• **THE EXERCISE**: Reproduce the lines of the material exactly, excluding every image.

• **SUPPLIED DATA**:
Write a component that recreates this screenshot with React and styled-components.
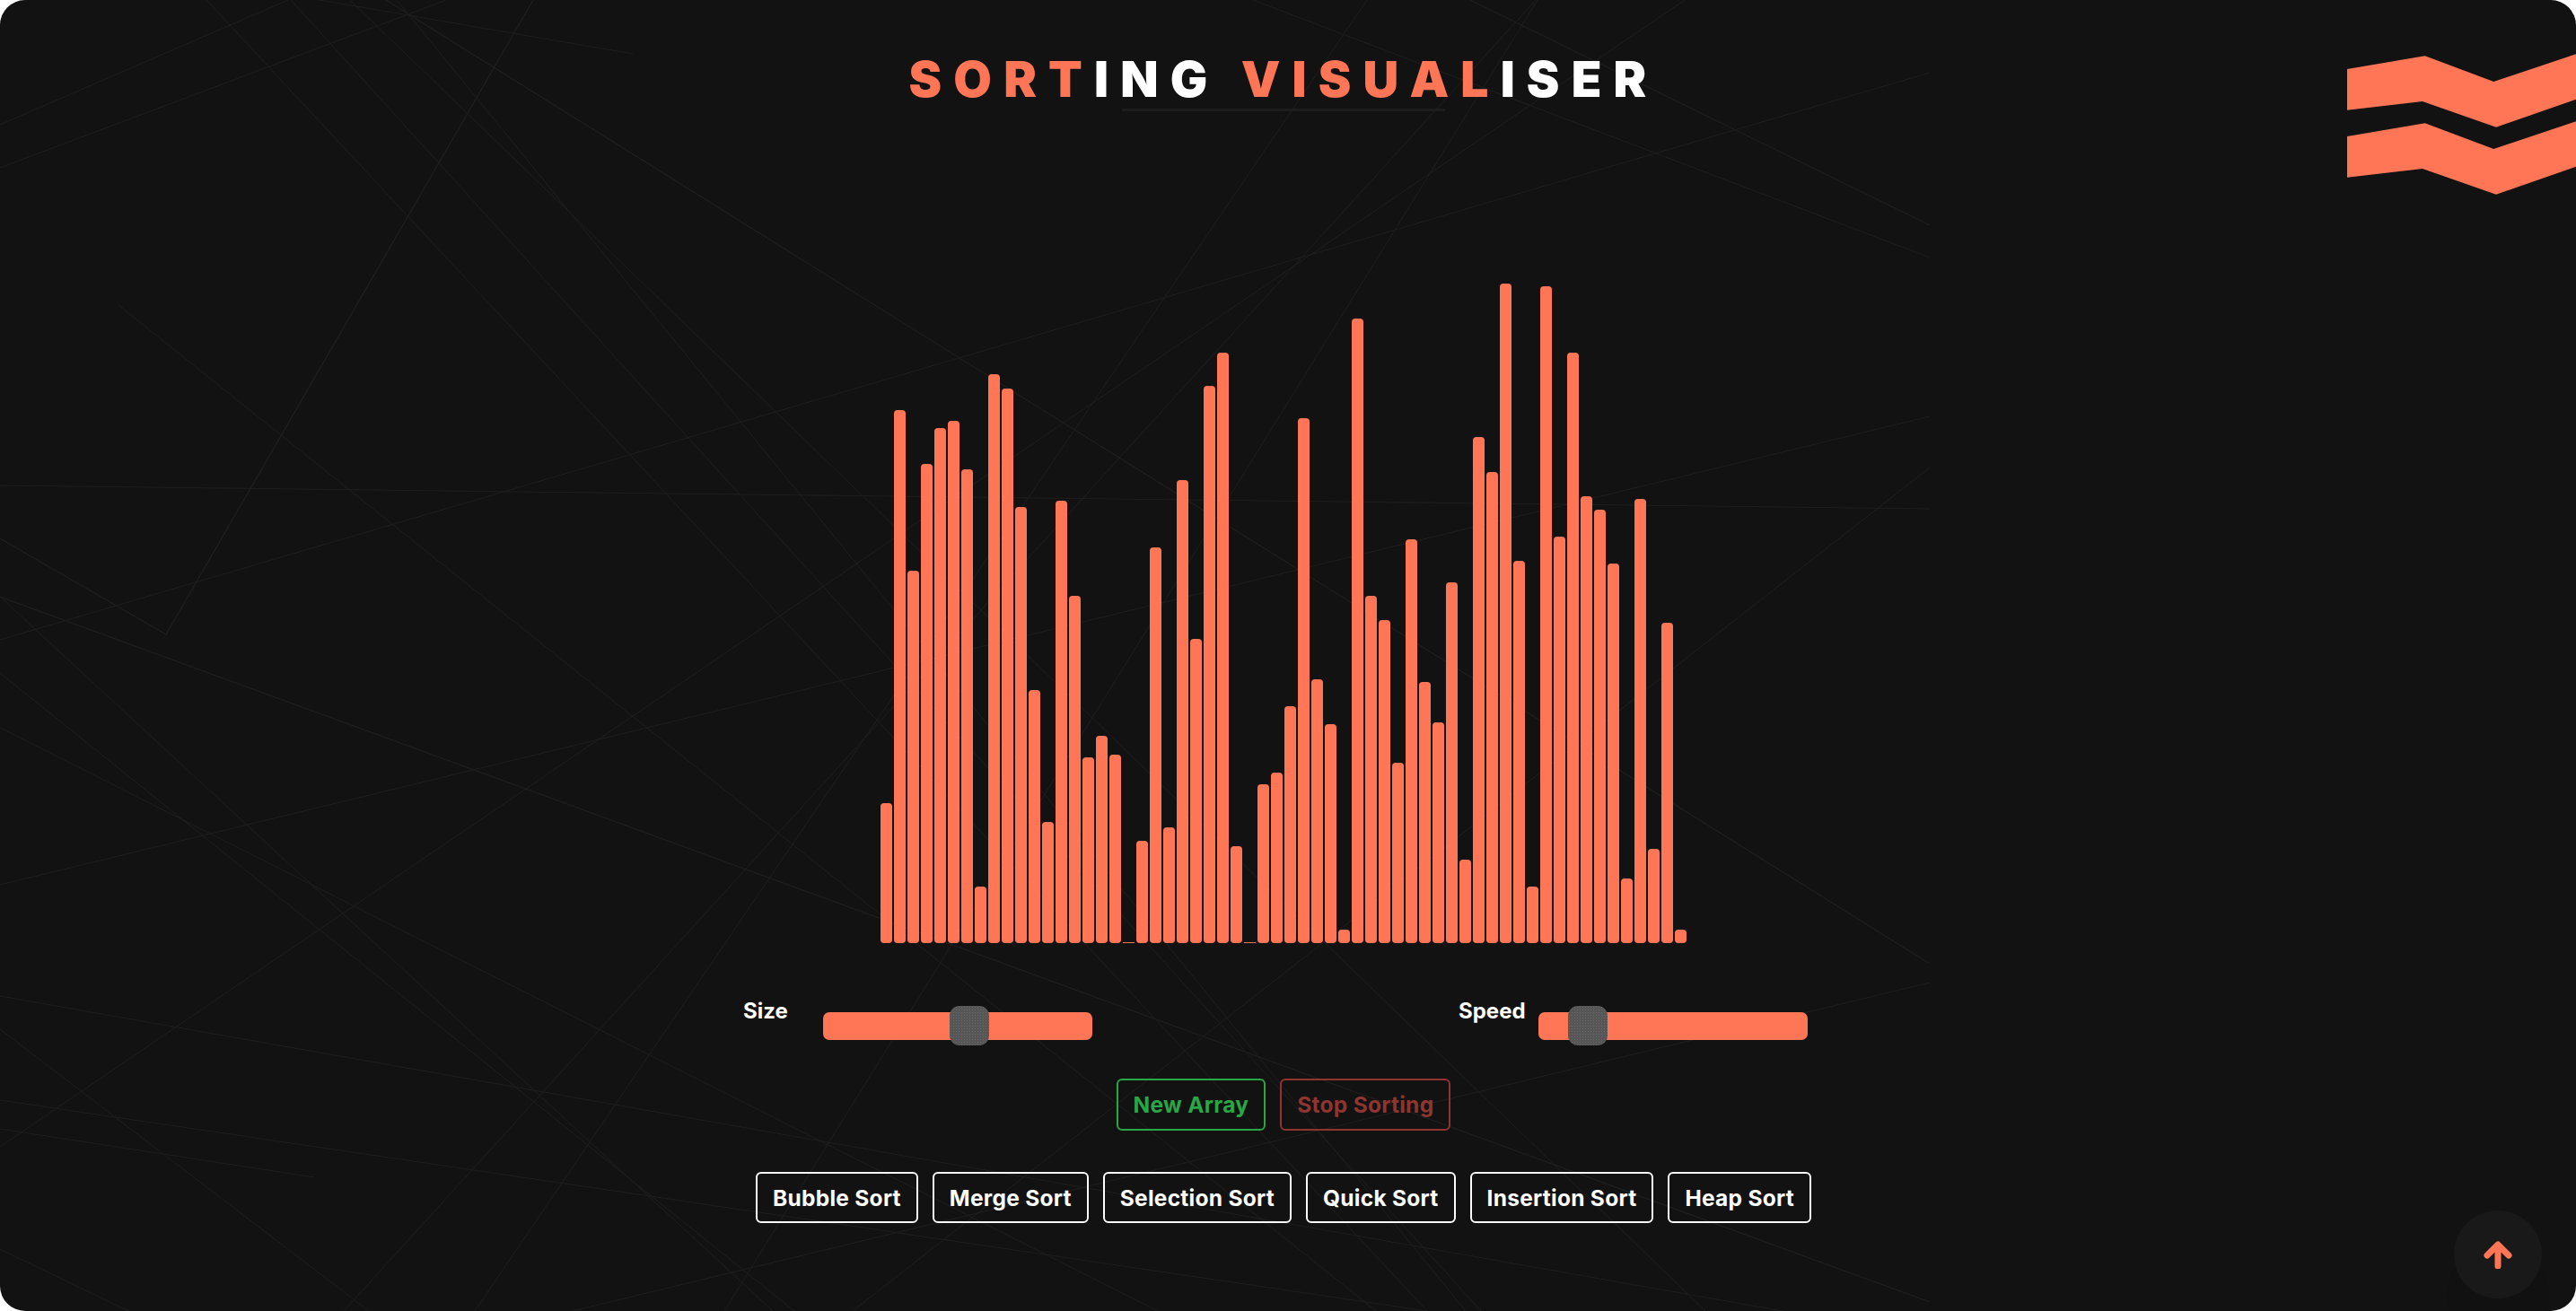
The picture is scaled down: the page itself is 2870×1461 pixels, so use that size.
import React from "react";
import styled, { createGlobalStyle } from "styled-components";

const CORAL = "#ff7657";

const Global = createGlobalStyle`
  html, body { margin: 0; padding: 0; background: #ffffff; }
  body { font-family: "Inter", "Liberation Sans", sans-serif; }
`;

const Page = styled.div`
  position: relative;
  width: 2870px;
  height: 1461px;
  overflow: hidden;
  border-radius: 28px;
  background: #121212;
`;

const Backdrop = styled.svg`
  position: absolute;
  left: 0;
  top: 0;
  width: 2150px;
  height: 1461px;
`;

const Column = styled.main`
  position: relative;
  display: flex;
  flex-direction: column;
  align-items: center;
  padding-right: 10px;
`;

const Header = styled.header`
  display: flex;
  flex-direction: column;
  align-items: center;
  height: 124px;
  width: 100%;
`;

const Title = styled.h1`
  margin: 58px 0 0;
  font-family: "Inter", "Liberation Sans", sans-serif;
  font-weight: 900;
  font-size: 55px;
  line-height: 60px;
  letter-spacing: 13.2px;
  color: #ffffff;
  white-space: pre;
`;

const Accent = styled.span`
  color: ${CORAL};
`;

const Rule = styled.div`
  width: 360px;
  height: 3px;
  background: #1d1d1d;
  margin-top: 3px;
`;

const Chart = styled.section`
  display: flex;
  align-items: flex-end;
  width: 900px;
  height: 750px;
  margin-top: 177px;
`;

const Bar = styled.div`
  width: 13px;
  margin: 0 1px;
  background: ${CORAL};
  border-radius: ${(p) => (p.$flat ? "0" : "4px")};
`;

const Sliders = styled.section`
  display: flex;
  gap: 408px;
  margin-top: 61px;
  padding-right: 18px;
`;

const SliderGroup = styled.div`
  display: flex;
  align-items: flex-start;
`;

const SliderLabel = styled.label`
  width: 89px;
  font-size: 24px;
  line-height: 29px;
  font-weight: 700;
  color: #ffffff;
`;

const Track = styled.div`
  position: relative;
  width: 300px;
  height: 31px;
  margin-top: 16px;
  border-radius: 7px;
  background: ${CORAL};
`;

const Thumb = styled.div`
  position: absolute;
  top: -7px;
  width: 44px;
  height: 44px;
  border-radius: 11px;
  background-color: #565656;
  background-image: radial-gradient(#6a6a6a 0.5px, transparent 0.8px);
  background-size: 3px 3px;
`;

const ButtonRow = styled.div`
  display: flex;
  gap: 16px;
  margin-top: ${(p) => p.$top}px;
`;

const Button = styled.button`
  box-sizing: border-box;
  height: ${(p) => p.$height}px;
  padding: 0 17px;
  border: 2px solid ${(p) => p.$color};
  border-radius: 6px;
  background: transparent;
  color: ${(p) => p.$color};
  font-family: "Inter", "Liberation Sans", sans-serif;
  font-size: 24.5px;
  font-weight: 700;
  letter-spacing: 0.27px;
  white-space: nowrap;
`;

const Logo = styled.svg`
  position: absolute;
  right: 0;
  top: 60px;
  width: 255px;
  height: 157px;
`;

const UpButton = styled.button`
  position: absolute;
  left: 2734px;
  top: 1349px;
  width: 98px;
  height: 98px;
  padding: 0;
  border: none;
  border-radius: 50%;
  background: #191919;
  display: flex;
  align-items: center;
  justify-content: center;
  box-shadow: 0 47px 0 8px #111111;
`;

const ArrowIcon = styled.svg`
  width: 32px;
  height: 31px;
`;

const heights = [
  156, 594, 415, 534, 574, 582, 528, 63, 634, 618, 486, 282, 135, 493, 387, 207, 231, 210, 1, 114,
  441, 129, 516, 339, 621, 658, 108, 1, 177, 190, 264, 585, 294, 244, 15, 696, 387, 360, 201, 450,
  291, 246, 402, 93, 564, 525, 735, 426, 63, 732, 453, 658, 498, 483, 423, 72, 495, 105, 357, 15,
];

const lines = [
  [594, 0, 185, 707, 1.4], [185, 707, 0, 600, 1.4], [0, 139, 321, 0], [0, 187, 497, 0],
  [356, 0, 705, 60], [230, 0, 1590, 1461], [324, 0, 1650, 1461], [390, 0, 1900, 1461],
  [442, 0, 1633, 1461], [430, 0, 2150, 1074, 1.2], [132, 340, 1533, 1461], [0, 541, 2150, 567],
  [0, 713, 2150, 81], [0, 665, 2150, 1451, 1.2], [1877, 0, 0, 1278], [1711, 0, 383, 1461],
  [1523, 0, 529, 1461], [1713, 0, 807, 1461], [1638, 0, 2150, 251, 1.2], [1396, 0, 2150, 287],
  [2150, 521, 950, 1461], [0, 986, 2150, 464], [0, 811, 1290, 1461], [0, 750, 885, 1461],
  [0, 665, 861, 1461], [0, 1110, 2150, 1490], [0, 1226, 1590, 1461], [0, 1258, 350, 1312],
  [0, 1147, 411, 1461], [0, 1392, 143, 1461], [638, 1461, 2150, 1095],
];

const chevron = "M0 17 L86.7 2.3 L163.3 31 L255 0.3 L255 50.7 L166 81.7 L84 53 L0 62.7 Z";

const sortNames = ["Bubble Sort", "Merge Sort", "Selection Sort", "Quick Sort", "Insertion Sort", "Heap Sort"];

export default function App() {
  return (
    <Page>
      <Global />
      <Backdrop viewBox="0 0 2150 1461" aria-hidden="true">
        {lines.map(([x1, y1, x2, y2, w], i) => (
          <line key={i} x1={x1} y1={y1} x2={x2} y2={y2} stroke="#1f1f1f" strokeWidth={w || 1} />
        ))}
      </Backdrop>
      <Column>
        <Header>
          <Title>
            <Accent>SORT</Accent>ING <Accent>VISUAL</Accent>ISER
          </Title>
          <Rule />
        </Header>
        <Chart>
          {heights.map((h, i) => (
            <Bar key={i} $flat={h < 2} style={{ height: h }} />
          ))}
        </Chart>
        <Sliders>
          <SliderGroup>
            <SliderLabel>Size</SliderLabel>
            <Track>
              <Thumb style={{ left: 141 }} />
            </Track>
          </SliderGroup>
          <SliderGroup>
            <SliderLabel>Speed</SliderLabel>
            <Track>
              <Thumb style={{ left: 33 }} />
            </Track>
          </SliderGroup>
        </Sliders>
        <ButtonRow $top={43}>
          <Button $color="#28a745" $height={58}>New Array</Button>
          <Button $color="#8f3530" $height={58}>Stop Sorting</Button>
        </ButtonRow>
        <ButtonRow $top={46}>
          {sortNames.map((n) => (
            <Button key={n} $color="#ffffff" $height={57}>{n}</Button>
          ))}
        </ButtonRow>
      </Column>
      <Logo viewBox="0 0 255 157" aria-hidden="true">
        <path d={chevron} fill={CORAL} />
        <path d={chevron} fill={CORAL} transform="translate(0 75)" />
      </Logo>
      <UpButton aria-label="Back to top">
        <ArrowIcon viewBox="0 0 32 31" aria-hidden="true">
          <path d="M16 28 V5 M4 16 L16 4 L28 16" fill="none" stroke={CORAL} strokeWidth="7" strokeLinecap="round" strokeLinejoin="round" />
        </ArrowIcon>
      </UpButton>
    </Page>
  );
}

• **FINISHED EXERCISE**:
Write a component that recreates this screenshot with React and styled-components.
The picture is scaled down: the page itself is 2870×1461 pixels, so use that size.
import React from "react";
import styled, { createGlobalStyle } from "styled-components";

const CORAL = "#ff7657";

const Global = createGlobalStyle`
  html, body { margin: 0; padding: 0; background: #ffffff; }
  body { font-family: "Inter", "Liberation Sans", sans-serif; }
`;

const Page = styled.div`
  position: relative;
  width: 2870px;
  height: 1461px;
  overflow: hidden;
  border-radius: 28px;
  background: #121212;
`;

const Backdrop = styled.svg`
  position: absolute;
  left: 0;
  top: 0;
  width: 2150px;
  height: 1461px;
`;

const Column = styled.main`
  position: relative;
  display: flex;
  flex-direction: column;
  align-items: center;
  padding-right: 10px;
`;

const Header = styled.header`
  display: flex;
  flex-direction: column;
  align-items: center;
  height: 124px;
  width: 100%;
`;

const Title = styled.h1`
  margin: 58px 0 0;
  font-family: "Inter", "Liberation Sans", sans-serif;
  font-weight: 900;
  font-size: 55px;
  line-height: 60px;
  letter-spacing: 13.2px;
  color: #ffffff;
  white-space: pre;
`;

const Accent = styled.span`
  color: ${CORAL};
`;

const Rule = styled.div`
  width: 360px;
  height: 3px;
  background: #1d1d1d;
  margin-top: 3px;
`;

const Chart = styled.section`
  display: flex;
  align-items: flex-end;
  width: 900px;
  height: 750px;
  margin-top: 177px;
`;

const Bar = styled.div`
  width: 13px;
  margin: 0 1px;
  background: ${CORAL};
  border-radius: ${(p) => (p.$flat ? "0" : "4px")};
`;

const Sliders = styled.section`
  display: flex;
  gap: 408px;
  margin-top: 61px;
  padding-right: 18px;
`;

const SliderGroup = styled.div`
  display: flex;
  align-items: flex-start;
`;

const SliderLabel = styled.label`
  width: 89px;
  font-size: 24px;
  line-height: 29px;
  font-weight: 700;
  color: #ffffff;
`;

const Track = styled.div`
  position: relative;
  width: 300px;
  height: 31px;
  margin-top: 16px;
  border-radius: 7px;
  background: ${CORAL};
`;

const Thumb = styled.div`
  position: absolute;
  top: -7px;
  width: 44px;
  height: 44px;
  border-radius: 11px;
  background-color: #565656;
  background-image: radial-gradient(#6a6a6a 0.5px, transparent 0.8px);
  background-size: 3px 3px;
`;

const ButtonRow = styled.div`
  display: flex;
  gap: 16px;
  margin-top: ${(p) => p.$top}px;
`;

const Button = styled.button`
  box-sizing: border-box;
  height: ${(p) => p.$height}px;
  padding: 0 17px;
  border: 2px solid ${(p) => p.$color};
  border-radius: 6px;
  background: transparent;
  color: ${(p) => p.$color};
  font-family: "Inter", "Liberation Sans", sans-serif;
  font-size: 24.5px;
  font-weight: 700;
  letter-spacing: 0.27px;
  white-space: nowrap;
`;

const Logo = styled.svg`
  position: absolute;
  right: 0;
  top: 60px;
  width: 255px;
  height: 157px;
`;

const UpButton = styled.button`
  position: absolute;
  left: 2734px;
  top: 1349px;
  width: 98px;
  height: 98px;
  padding: 0;
  border: none;
  border-radius: 50%;
  background: #191919;
  display: flex;
  align-items: center;
  justify-content: center;
  box-shadow: 0 47px 0 8px #111111;
`;

const ArrowIcon = styled.svg`
  width: 32px;
  height: 31px;
`;

const heights = [
  156, 594, 415, 534, 574, 582, 528, 63, 634, 618, 486, 282, 135, 493, 387, 207, 231, 210, 1, 114,
  441, 129, 516, 339, 621, 658, 108, 1, 177, 190, 264, 585, 294, 244, 15, 696, 387, 360, 201, 450,
  291, 246, 402, 93, 564, 525, 735, 426, 63, 732, 453, 658, 498, 483, 423, 72, 495, 105, 357, 15,
];

const lines = [
  [594, 0, 185, 707, 1.4], [185, 707, 0, 600, 1.4], [0, 139, 321, 0], [0, 187, 497, 0],
  [356, 0, 705, 60], [230, 0, 1590, 1461], [324, 0, 1650, 1461], [390, 0, 1900, 1461],
  [442, 0, 1633, 1461], [430, 0, 2150, 1074, 1.2], [132, 340, 1533, 1461], [0, 541, 2150, 567],
  [0, 713, 2150, 81], [0, 665, 2150, 1451, 1.2], [1877, 0, 0, 1278], [1711, 0, 383, 1461],
  [1523, 0, 529, 1461], [1713, 0, 807, 1461], [1638, 0, 2150, 251, 1.2], [1396, 0, 2150, 287],
  [2150, 521, 950, 1461], [0, 986, 2150, 464], [0, 811, 1290, 1461], [0, 750, 885, 1461],
  [0, 665, 861, 1461], [0, 1110, 2150, 1490], [0, 1226, 1590, 1461], [0, 1258, 350, 1312],
  [0, 1147, 411, 1461], [0, 1392, 143, 1461], [638, 1461, 2150, 1095],
];

const chevron = "M0 17 L86.7 2.3 L163.3 31 L255 0.3 L255 50.7 L166 81.7 L84 53 L0 62.7 Z";

const sortNames = ["Bubble Sort", "Merge Sort", "Selection Sort", "Quick Sort", "Insertion Sort", "Heap Sort"];

export default function App() {
  return (
    <Page>
      <Global />
      <Backdrop viewBox="0 0 2150 1461" aria-hidden="true">
        {lines.map(([x1, y1, x2, y2, w], i) => (
          <line key={i} x1={x1} y1={y1} x2={x2} y2={y2} stroke="#1f1f1f" strokeWidth={w || 1} />
        ))}
      </Backdrop>
      <Column>
        <Header>
          <Title>
            <Accent>SORT</Accent>ING <Accent>VISUAL</Accent>ISER
          </Title>
          <Rule />
        </Header>
        <Chart>
          {heights.map((h, i) => (
            <Bar key={i} $flat={h < 2} style={{ height: h }} />
          ))}
        </Chart>
        <Sliders>
          <SliderGroup>
            <SliderLabel>Size</SliderLabel>
            <Track>
              <Thumb style={{ left: 141 }} />
            </Track>
          </SliderGroup>
          <SliderGroup>
            <SliderLabel>Speed</SliderLabel>
            <Track>
              <Thumb style={{ left: 33 }} />
            </Track>
          </SliderGroup>
        </Sliders>
        <ButtonRow $top={43}>
          <Button $color="#28a745" $height={58}>New Array</Button>
          <Button $color="#8f3530" $height={58}>Stop Sorting</Button>
        </ButtonRow>
        <ButtonRow $top={46}>
          {sortNames.map((n) => (
            <Button key={n} $color="#ffffff" $height={57}>{n}</Button>
          ))}
        </ButtonRow>
      </Column>
      <Logo viewBox="0 0 255 157" aria-hidden="true">
        <path d={chevron} fill={CORAL} />
        <path d={chevron} fill={CORAL} transform="translate(0 75)" />
      </Logo>
      <UpButton aria-label="Back to top">
        <ArrowIcon viewBox="0 0 32 31" aria-hidden="true">
          <path d="M16 28 V5 M4 16 L16 4 L28 16" fill="none" stroke={CORAL} strokeWidth="7" strokeLinecap="round" strokeLinejoin="round" />
        </ArrowIcon>
      </UpButton>
    </Page>
  );
}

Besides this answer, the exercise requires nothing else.